Minister of State for General Duties, Hon Henry Musasizi, on Tuesday, officiated the three-day First Public Financial Management conference taking place at Imperial Resort Beach Hotel, Entebbe and online.
The conference is organised by the Institute of Certified Public Accountants of Uganda (ICPAU) and is running from 18 – 20 April 2023.
At the conference, stakeholders are sharing knowledge and ideas on strengthening Public Finance Management (PFM) sustainably and accountable use of public resources.
“The automation of PFM systems has enabled the government to prepare more accurate and timely financial information which directly contributes to improvements in accountability, transparency and combating corruption,” said Musasizi.
He extended his gratitude to ICPAU for bringing together accountants, auditors, civil society organizations and other stakeholders in Uganda to share ideas on Public Finance Management in the public sector in his opening remarks.
“There is no room for impostors,” he said while thanking the institute for making an effort to weed out impostors from the market, especially auditors.
The minister urged stakeholders to ensure the value for money, accountability, combating corruption and proper use of resources.
He said the economy remained resilient and is steadily recovering. “It is expected to grow at 6% in 2023-24. The annual inflation eased to 9% in March 2023.”
CPA Derick Nkajja, Chief Executive Officer at ICPAU, in his welcome remarks, said the role of accountants in the public sector is to carry out integrity and determination to achieve great public finance management.
CPA Constant Othieno Mayende, ICPAU President, in his official address, commended Ugandans for having a keen interest in public financial management matters as the PFM Conference has registered 700 participants attending online and in-person.
He said PFM is the backbone of national development.
“The world’s fastest-growing economies have placed PRM at the forefront with substantial investments in education, health and information communications technology infrastructure, to improve the management of information, foster integration systems, enhance transparency and eliminate fraud,” he said.
He commended the government for the efforts in PFM space and efforts towards professionalising the cadre accounting staff.
He recommended that budget allocations are enhanced to improve the infrastructure that drives the three drivers of PFM; education, health and ICT.
Patrick Ocaliap, Deputy Secretary to the Treasury, in his keynote address, stated that Uganda’s Public finance Management has come a long way and there are various PFM Reforms drivers for example independent assessments and reports by overseeing authorities like Auditor General’s office.
The Accountant General, CPA Lawrence Semakula, highlighted the challenges impeding Uganda from full International Public Sector Accounting Standards (IPSAS) implementation and how to overcome them.
“Ugandan government recognized that a sound PFM system provides the foundation for effective management of public resources, delivery of public services in a cost-effective and sustainable manner, and achievement of development outcomes,” CPA Semakula said.

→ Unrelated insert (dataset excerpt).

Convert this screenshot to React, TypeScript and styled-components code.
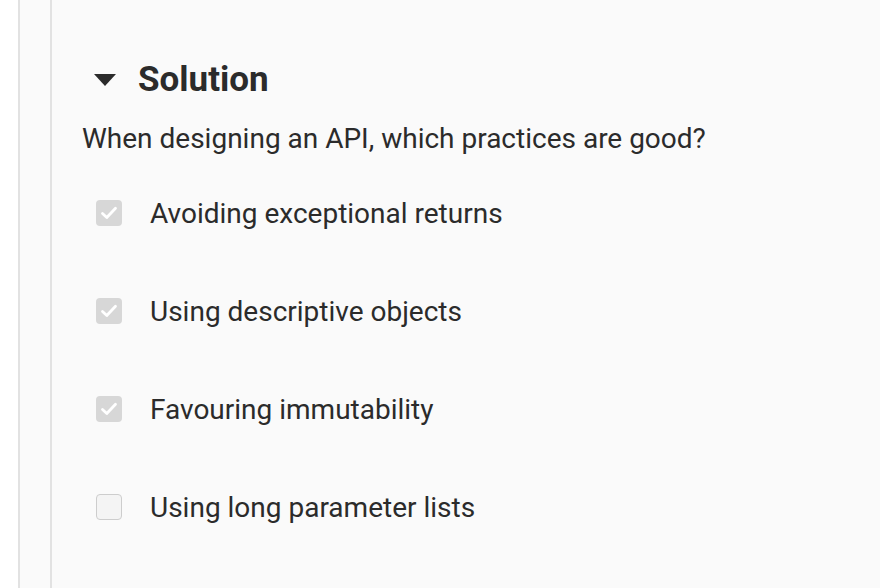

According to CPA Semakula, 28 of the 49 jurisdictions that reported on accrual in 2020 are using IPSAS in different ways: 4 adopted IPSAS with no modifications; 8 modified IPSAS for the local context; and 16 used IPSAS to develop their own national standards.
He cited some of the benefits of Accrual Accounting including improved planning and decision-making, greater levels of fiscal transparency and accountability, long-term fiscal sustainability and improved financial management.
He explained that the approaches for transitioning to accrual-based accounting are either big-bang or phased implementation approaches.
“The Big Bang approach entails requiring all the government entities under the scope to adopt all of the IPSAS requirements and publish audited accounts while the phased approach is one where IPSASs are adopted and implemented in stages depending on institutional capacity,” he noted.
He said the Government of Uganda’s implementation plan for the transition to accrual basis IPSAS comprises of three main phases: gap analysis and development of the implementation action; conversion – implementation of the transition road map; embedding and sustaining.
The conference targets accounting officers, policymakers, planners, economists, auditors, accounting and finance professionals, development partners, civil society actors, Members of Parliament, PFM Consultants and members of the public.
Organised under the theme, Strengthening the Public Finance Management for Sustainable Development, the conference seeks to bring together public sector players to share experiences and re-empower each other to tackle the challenges affecting the optimal utilisation of public resources.
The public sector is a nation’s vehicle for service delivery.
Public goods such as transport infrastructure, energy infrastructure, healthcare, security, utility services, and education, among others, are better provided by the government.
However, Uganda’s public sector continues to be marred by accountability scandals. Despite the introduction of PFM reforms, and the efforts of the Parliamentary accountability committees to hold public officials answerable for public expenditure, the scandals rage on.